CDブックに入っている瞑想音源は、版元のダイヤモンド社の公式YouTubeでもいくつか無料で視聴することができます!
<読書レビュー>
2, 日本一わかりやすい マインドフルネス瞑想
当サイトでもご執筆いただいている松村憲さんの著書。歩行瞑想を含めた9種類もの瞑想法のやり方だけでなく、瞑想を継続するコツやうまくいかない場合のQ & Aなど丁寧に解説されています。
<読書レビュー>
3, 「今、ここ」に意識を集中する練習
俳優の石田ゆり子さんがご自身のインスタグラムで紹介したことで話題になった本。
「取り組むコツ」という章もあり、マインドフルネスに取り組む時間を意識的に作るアイデアも載っています。

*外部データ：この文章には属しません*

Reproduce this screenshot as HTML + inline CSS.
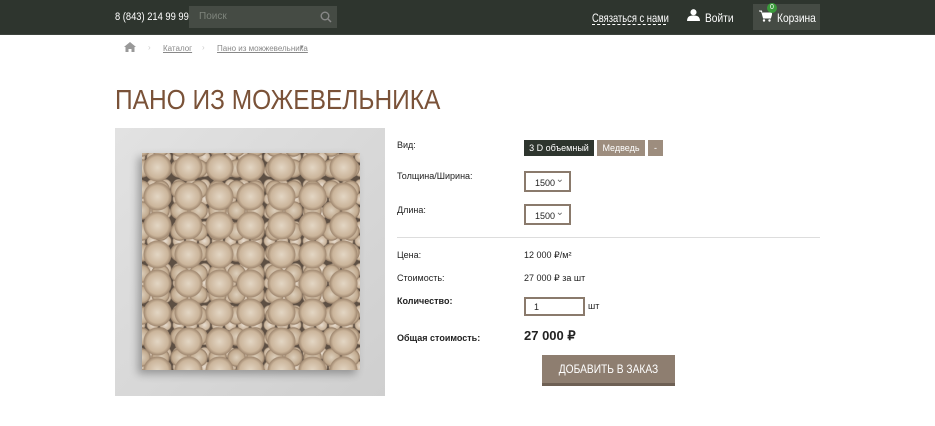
<!DOCTYPE html>
<html><head><meta charset="utf-8"><style>
*{margin:0;padding:0;box-sizing:border-box}
body{width:935px;height:426px;background:#fff;font-family:"Liberation Sans",sans-serif;position:relative;overflow:hidden;color:#222}
.hdr{position:absolute;left:0;top:0;width:935px;height:35px;background:#2e352e;border-bottom:1px solid #3d433d}
.abs{position:absolute}
.sx{transform:scaleX(.85);transform-origin:left center;white-space:nowrap}
.ph{left:115px;top:11px;color:#fff;font-size:11px}
.srch{left:189px;top:6px;width:148px;height:22px;background:#454b44}
.srch span{position:absolute;left:10px;top:5px;font-size:10px;color:#7e847c}
.wt{color:#fff;font-size:12px}
.cart{left:753px;top:4px;width:67px;height:26px;background:#454b44}
.bc{font-size:8px;color:#888;text-decoration:underline}
h1{position:absolute;left:115px;top:84px;font-size:28px;font-weight:normal;color:#7a5238;transform:scaleX(.875);transform-origin:left top;white-space:nowrap}
.img{left:115px;top:128px;width:270px;height:268px;background:linear-gradient(135deg,#e2e2e2,#cfcfcf)}
.panel{left:142px;top:153px;width:218px;height:217px;background-color:#5d4f43;
background-image:
radial-gradient(circle,#e3d6c4 0,#cbb59b 50%,#a38b73 64%,transparent 68%),
radial-gradient(circle,#ddd0bd 0,#c2ab90 50%,#98816a 63%,transparent 67%),
radial-gradient(circle,#e8ddd0 0,#c9b39a 52%,transparent 66%);
background-size:31px 29px,19px 21px,13px 14px;background-position:0 0,9px 5px,4px 11px;box-shadow:-4px 4px 8px rgba(0,0,0,.3)}
.lb{font-size:9px;color:#222}
.b{font-weight:bold}
.btn{font-size:9px;color:#fff;height:16px;line-height:16px;text-align:center}
.sel{width:47px;height:21px;border:2px solid #8a7a6c;background:#fff;font-size:9px;padding:5px 0 0 9px}
.sel:after{content:"⌄";position:absolute;right:5px;top:1px;font-size:10px;color:#666}
</style></head><body>
<div class="hdr"></div>
<div class="abs ph sx">8 (843) 214 99 99</div>
<div class="abs srch"><span>Поиск</span>
<svg style="position:absolute;right:5px;top:5px" width="12" height="12" viewBox="0 0 12 12"><circle cx="5" cy="5" r="3.8" stroke="#888" stroke-width="1.4" fill="none"/><path d="M8 8l3 3" stroke="#888" stroke-width="1.5"/></svg></div>
<div class="abs wt" style="left:592px;top:11px;width:74px;height:14px"><span class="sx" style="display:inline-block;transform:scaleX(.78)">Связаться с нами</span><div style="position:absolute;left:0;top:13px;width:74px;border-bottom:1px dashed #fff"></div></div>
<svg class="abs" style="left:687px;top:9px" width="13" height="12" viewBox="0 0 14 13"><circle cx="7" cy="3.5" r="3.3" fill="#fff"/><path d="M0 13c0-5 3-6 7-6s7 1 7 6z" fill="#fff"/></svg>
<div class="abs wt sx" style="left:705px;top:11px">Войти</div>
<div class="abs cart"></div>
<svg class="abs" style="left:759px;top:10px" width="13" height="12" viewBox="0 0 13 12"><path d="M0 1h2.5l2 7h7l1.5-5H4" fill="#fff" stroke="#fff" stroke-width="1"/><circle cx="5" cy="10.5" r="1.2" fill="#fff"/><circle cx="10.5" cy="10.5" r="1.2" fill="#fff"/></svg>
<div class="abs" style="left:767px;top:3px;width:10px;height:10px;border-radius:50%;background:#3a9a3a;color:#fff;font-size:7px;text-align:center;line-height:10px">0</div>
<div class="abs wt sx" style="left:777px;top:11px">Корзина</div>
<svg class="abs" style="left:124px;top:42px" width="12" height="10" viewBox="0 0 12 10"><path d="M6 0L0 5h1.5v5h3V7h3v3h3V5H12z" fill="#999"/></svg>
<div class="abs" style="left:148px;top:43px;font-size:8px;color:#ccc">›</div>
<div class="abs bc" style="left:163px;top:44px">Каталог</div>
<div class="abs" style="left:202px;top:43px;font-size:8px;color:#ccc">›</div>
<div class="abs bc" style="left:217px;top:44px">Пано из можжевельника</div>
<div class="abs" style="left:300px;top:43px;font-size:7px;color:#888">▾</div>
<h1>ПАНО ИЗ МОЖЕВЕЛЬНИКА</h1>
<div class="abs img"></div>
<div class="abs panel"></div>
<div class="abs lb" style="left:397px;top:140px">Вид:</div>
<div class="abs btn" style="left:524px;top:140px;width:70px;background:#2e352e">3 D объемный</div>
<div class="abs btn" style="left:597px;top:140px;width:48px;background:#9d8d7e">Медведь</div>
<div class="abs btn" style="left:648px;top:140px;width:15px;background:#9d8d7e">-</div>
<div class="abs lb" style="left:397px;top:171px">Толщина/Ширина:</div>
<div class="abs sel" style="left:524px;top:171px">1500</div>
<div class="abs lb" style="left:397px;top:205px">Длина:</div>
<div class="abs sel" style="left:524px;top:204px">1500</div>
<div class="abs" style="left:397px;top:237px;width:423px;height:1px;background:#ddd"></div>
<div class="abs lb" style="left:397px;top:250px">Цена:</div>
<div class="abs lb" style="left:524px;top:250px">12 000 ₽/м²</div>
<div class="abs lb" style="left:397px;top:273px">Стоимость:</div>
<div class="abs lb" style="left:524px;top:273px">27 000 ₽ за шт</div>
<div class="abs lb b" style="left:397px;top:296px">Количество:</div>
<div class="abs" style="left:524px;top:297px;width:61px;height:19px;border:2px solid #8a7a6c;font-size:9px;padding:3px 0 0 8px">1</div>
<div class="abs lb" style="left:588px;top:301px">шт</div>
<div class="abs lb b" style="left:397px;top:333px">Общая стоимость:</div>
<div class="abs b" style="left:524px;top:328px;font-size:13px">27 000 ₽</div>
<div class="abs" style="left:542px;top:355px;width:133px;height:31px;background:#8e7e70;border-bottom:3px solid #6e6054;color:#fff;font-size:12px;text-align:center;line-height:29px"><span style="display:inline-block;transform:scaleX(.85)">ДОБАВИТЬ В ЗАКАЗ</span></div>
</body></html>
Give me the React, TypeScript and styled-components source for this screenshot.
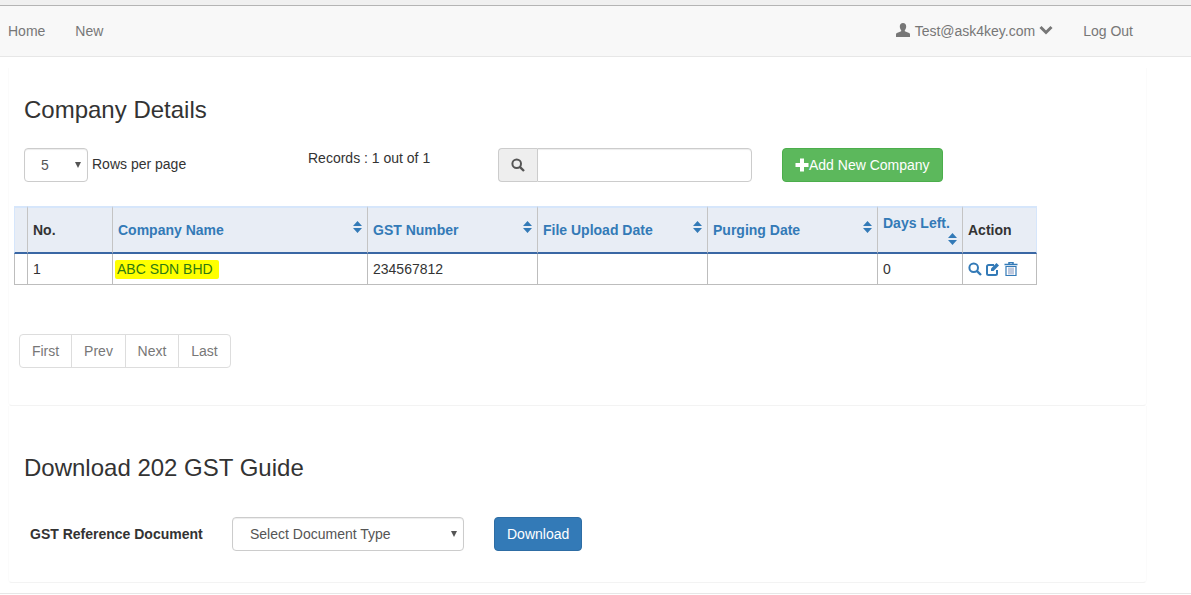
import styled, { createGlobalStyle } from 'styled-components';

const GlobalStyle = createGlobalStyle`
  html, body {
    margin: 0;
    padding: 0;
    background: #fff;
    overflow: hidden;
  }
  body {
    font-family: "Liberation Sans", Arial, sans-serif;
    font-size: 14px;
    line-height: 20px;
    color: #333;
  }
  * {
    box-sizing: border-box;
  }
`;

const Page = styled.div`
  height: 595px;
  display: flex;
  flex-direction: column;
  background: #fff;
`;

const TopStrip = styled.div`
  flex: none;
  height: 6px;
  background: #f0f0f0;
  border-bottom: 1px solid #b4b4b4;
`;

const Navbar = styled.nav`
  flex: none;
  height: 51px;
  display: flex;
  align-items: center;
  justify-content: space-between;
  padding: 0 58px 0 8px;
  background: #f8f8f8;
  border-bottom: 1px solid #e7e7e7;
`;

const NavGroup = styled.div<{ $gap: number }>`
  display: flex;
  align-items: center;
  gap: ${props => props.$gap}px;
`;

const NavLink = styled.a`
  display: inline-flex;
  align-items: center;
  color: #777;
  text-decoration: none;
`;

const Content = styled.main`
  flex: none;
  width: 1139px;
  margin: 11px 0 0 8px;
`;

const Section = styled.section<{ $height: number; $top: number }>`
  height: ${props => props.$height}px;
  padding-top: ${props => props.$top}px;
  border-bottom: 1px solid #f3f3f3;
  border-left: 1px solid #fbfbfb;
  border-right: 1px solid #fbfbfb;
  border-radius: 0 0 4px 4px;
`;

const Title = styled.h3`
  margin: 0 0 0 15px;
  font-size: 24px;
  font-weight: 500;
  line-height: 26px;
  color: #333;
`;

const Toolbar = styled.div`
  display: flex;
  align-items: flex-start;
  height: 34px;
  margin: 25px 0 0 15px;
`;

const SelectBox = styled.div<{ $width: number }>`
  position: relative;
  flex: none;
  width: ${props => props.$width}px;
  height: 34px;
  &::after {
    content: '';
    position: absolute;
    top: 14px;
    right: 7px;
    border-left: 3.5px solid transparent;
    border-right: 3.5px solid transparent;
    border-top: 6px solid #555;
    pointer-events: none;
  }
`;

const Select = styled.select<{ $indent: number }>`
  appearance: none;
  width: 100%;
  height: 34px;
  padding: 6px 12px 6px ${props => props.$indent}px;
  font-family: inherit;
  font-size: 14px;
  color: #555;
  background: #fff;
  border: 1px solid #ccc;
  border-radius: 4px;
  box-shadow: inset 0 1px 1px rgba(0, 0, 0, .075);
`;

const RowsLabel = styled.span`
  width: 216px;
  margin: 6px 0 0 4px;
`;

const Records = styled.span`
  width: 190px;
`;

const SearchGroup = styled.div`
  display: flex;
  width: 254px;
  height: 34px;
`;

const SearchAddon = styled.span`
  width: 39px;
  display: flex;
  align-items: center;
  justify-content: center;
  background: #eee;
  border: 1px solid #ccc;
  border-right: 0;
  border-radius: 4px 0 0 4px;
  color: #555;
`;

const SearchInput = styled.input`
  flex: 1;
  min-width: 0;
  border: 1px solid #ccc;
  border-radius: 0 4px 4px 0;
  box-shadow: inset 0 1px 1px rgba(0, 0, 0, .075);
`;

const Button = styled.button<{ $bg: string; $edge: string; $left: number }>`
  display: inline-flex;
  align-items: center;
  height: 34px;
  margin-left: ${props => props.$left}px;
  padding: 6px 12px;
  font-family: inherit;
  font-size: 14px;
  color: #fff;
  background: ${props => props.$bg};
  border: 1px solid ${props => props.$edge};
  border-radius: 4px;
`;

const Table = styled.table`
  width: 1023px;
  margin: 24px 0 0 5px;
  table-layout: fixed;
  border-collapse: separate;
  border-spacing: 0;
  color: #333;
`;

const HeadCell = styled.th<{ $link?: boolean }>`
  position: relative;
  height: 48px;
  padding: 0 4px 0 5px;
  text-align: left;
  font-weight: 700;
  font-size: 14px;
  color: ${props => (props.$link ? '#337ab7' : '#333')};
  background: #e8edf5;
  border-top: 2px solid #d6e6fb;
  border-bottom: 2px solid #3a67a4;
  border-left: 1px solid #c4c4c4;
  &:first-child {
    border-left: 1px solid #d6e6fb;
  }
  &:last-child {
    border-right: 1px solid #d6e6fb;
  }
`;

const SortMark = styled.span`
  position: absolute;
  top: 13px;
  right: 5px;
  display: flex;
`;

const DaysCell = styled.div`
  display: flex;
  flex-direction: column;
  line-height: 20px;
`;

const DaysSort = styled.span`
  display: flex;
  justify-content: flex-end;
  height: 14px;
  padding-right: 1px;
`;

const BodyCell = styled.td`
  height: 31px;
  padding: 0 4px 0 5px;
  border-bottom: 1px solid #bdbdbd;
  border-left: 1px solid #bdbdbd;
  &:last-child {
    border-right: 1px solid #bdbdbd;
  }
`;

const Marked = styled.span`
  display: inline-block;
  margin-left: -3px;
  padding: 0 6px 0 2px;
  height: 19px;
  line-height: 19px;
  color: #2f7a10;
  background: #ffff00;
  border-radius: 2px;
`;

const ActionIcons = styled.div`
  display: flex;
  align-items: center;
  gap: 4px;
  color: #337ab7;
`;

const Pager = styled.div`
  display: inline-flex;
  margin: 49px 0 0 10px;
`;

const PageItem = styled.a<{ $width: number }>`
  width: ${props => props.$width}px;
  height: 34px;
  display: flex;
  align-items: center;
  justify-content: center;
  color: #777;
  background: #fff;
  border: 1px solid #ddd;
  margin-left: -1px;
  &:first-child {
    margin-left: 0;
    border-radius: 4px 0 0 4px;
  }
  &:last-child {
    border-radius: 0 4px 4px 0;
  }
`;

const GuideRow = styled.div`
  display: flex;
  align-items: center;
  margin: 36px 0 0 21px;
`;

const GuideLabel = styled.label`
  width: 202px;
  font-weight: 700;
`;

const Footer = styled.div`
  flex: none;
  margin-top: 10px;
  border-top: 1px solid #e7e7e7;
`;

const UserIcon = () => (
  <svg width="14" height="14" viewBox="0 0 14 14" fill="#777" style={{ marginRight: 5, marginTop: -2 }}>
    <path d="M7 0C5 0 3.800 1.400 3.800 3.600c0 1.500.6 2.900 1.400 3.700v1L.9 10.100C.3 10.400 0 10.900 0 11.500V14h14v-2.500c0-.6-.3-1.100-.9-1.400L8.800 8.300v-1c.8-.8 1.400-2.200 1.400-3.700C10.200 1.400 9 0 7 0z" />
  </svg>
);

const ChevronIcon = () => (
  <svg width="14" height="10" viewBox="0 0 14 10" fill="none" stroke="#777" strokeWidth="3" style={{ marginLeft: 4, marginTop: -3 }}>
    <path d="M1.500 2 7 7.500 12.500 2" />
  </svg>
);

const SearchIcon = () => (
  <svg width="14" height="14" viewBox="0 0 14 14" fill="none" stroke="currentColor">
    <circle cx="5.700" cy="5.700" r="4.300" strokeWidth="2" />
    <path d="M8.800 8.800 13 13" strokeWidth="2.400" />
  </svg>
);

const PlusIcon = () => (
  <svg width="14" height="14" viewBox="0 0 14 14" fill="#fff">
    <path d="M5 .5h4V5h4.500v4H9v4.500H5V9H.5V5H5z" />
  </svg>
);

const SortIcon = () => (
  <svg width="9" height="12" viewBox="0 0 9 12" fill="#337ab7">
    <path d="M4.500 0 9 5H0zM0 7h9l-4.500 5z" />
  </svg>
);

const EditIcon = () => (
  <svg width="14" height="14" viewBox="0 0 14 14" fill="none" stroke="#337ab7">
    <path d="M11 8v3.500a1.500 1.500 0 0 1-1.500 1.500h-7A1.500 1.500 0 0 1 1 11.500v-7A1.500 1.500 0 0 1 2.500 3H8" strokeWidth="2" />
    <path d="M5 6.500 10.500 1 13 3.500 7.500 9H5z" fill="#337ab7" stroke="none" />
  </svg>
);

const TrashIcon = () => (
  <svg width="14" height="14" viewBox="0 0 14 14" fill="none" stroke="#337ab7">
    <path d="M.5 2.500h13M5 2.500V.5h4v2" strokeWidth="1.500" />
    <path d="M2 4.500h10v9H2z" strokeWidth="1.200" />
    <path d="M5 5.500v7M7 5.500v7M9 5.500v7" stroke="#7f93bd" />
  </svg>
);

const columns = [
  { label: '', width: 13 },
  { label: 'No.', width: 85 },
  { label: 'Company Name', width: 255, sort: true },
  { label: 'GST Number', width: 170, sort: true },
  { label: 'File Upload Date', width: 170, sort: true },
  { label: 'Purging Date', width: 170, sort: true },
];

const pages = [
  { label: 'First', width: 53 },
  { label: 'Prev', width: 55 },
  { label: 'Next', width: 54 },
  { label: 'Last', width: 53 },
];

export default function App() {
  return (
    <Page>
      <GlobalStyle />
      <TopStrip />
      <Navbar>
        <NavGroup $gap={30}>
          <NavLink>Home</NavLink>
          <NavLink>New</NavLink>
        </NavGroup>
        <NavGroup $gap={30}>
          <NavLink><UserIcon />Test@ask4key.com<ChevronIcon /></NavLink>
          <NavLink>Log Out</NavLink>
        </NavGroup>
      </Navbar>

      <Content>
        <Section $height={338} $top={29}>
          <Title>Company Details</Title>
          <Toolbar>
            <SelectBox $width={64}>
              <Select $indent={16} defaultValue="5">
                <option value="5">5</option>
                <option value="10">10</option>
              </Select>
            </SelectBox>
            <RowsLabel>Rows per page</RowsLabel>
            <Records>Records : 1 out of 1</Records>
            <SearchGroup>
              <SearchAddon><SearchIcon /></SearchAddon>
              <SearchInput />
            </SearchGroup>
            <Button $bg="#5cb85c" $edge="#4cae4c" $left={30}><PlusIcon />Add New Company</Button>
          </Toolbar>

          <Table>
            <colgroup>
              {columns.map((column, index) => <col key={index} width={column.width} />)}
              <col width={85} />
              <col width={75} />
            </colgroup>
            <thead>
              <tr>
                {columns.map((column, index) => (
                  <HeadCell key={index} $link={column.sort}>
                    {column.label}
                    {column.sort && <SortMark><SortIcon /></SortMark>}
                  </HeadCell>
                ))}
                <HeadCell $link>
                  <DaysCell>
                    Days Left.
                    <DaysSort><SortIcon /></DaysSort>
                  </DaysCell>
                </HeadCell>
                <HeadCell>Action</HeadCell>
              </tr>
            </thead>
            <tbody>
              <tr>
                <BodyCell />
                <BodyCell>1</BodyCell>
                <BodyCell><Marked>ABC SDN BHD</Marked></BodyCell>
                <BodyCell>234567812</BodyCell>
                <BodyCell />
                <BodyCell />
                <BodyCell>0</BodyCell>
                <BodyCell>
                  <ActionIcons>
                    <SearchIcon />
                    <EditIcon />
                    <TrashIcon />
                  </ActionIcons>
                </BodyCell>
              </tr>
            </tbody>
          </Table>

          <Pager>
            {pages.map(page => <PageItem key={page.label} $width={page.width}>{page.label}</PageItem>)}
          </Pager>
        </Section>

        <Section $height={177} $top={49}>
          <Title>Download 202 GST Guide</Title>
          <GuideRow>
            <GuideLabel>GST Reference Document</GuideLabel>
            <SelectBox $width={232}>
              <Select $indent={17} defaultValue="">
                <option value="">Select Document Type</option>
              </Select>
            </SelectBox>
            <Button $bg="#337ab7" $edge="#2e6da4" $left={30}>Download</Button>
          </GuideRow>
        </Section>
      </Content>

      <Footer />
    </Page>
  );
}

<マインドフルネスおすすめ本紹介>では他にもオススメ本を多数ご紹介しています☆
著者 Ana Pineda アナ・ピエダさんについて
著者のアナ・ピネダさんは博士号取得後にオランダのワーヘニンゲン大学へポスドクとして留学し、その後インポスター症候群に罹患したそうです。海外での研究生活の困難・苦労に加えて、二人の子育ても同時に行う息をつく暇もないほどの多忙な生活の中で、マインドフルネスが彼女を支え続けました。アナさんは現在、スペインのアリカンテ大学の客員研究員として研究を続けつつ、ifocusandwrite.comにて研究者向けのマインドフルネスとライティングのコースを運営しています。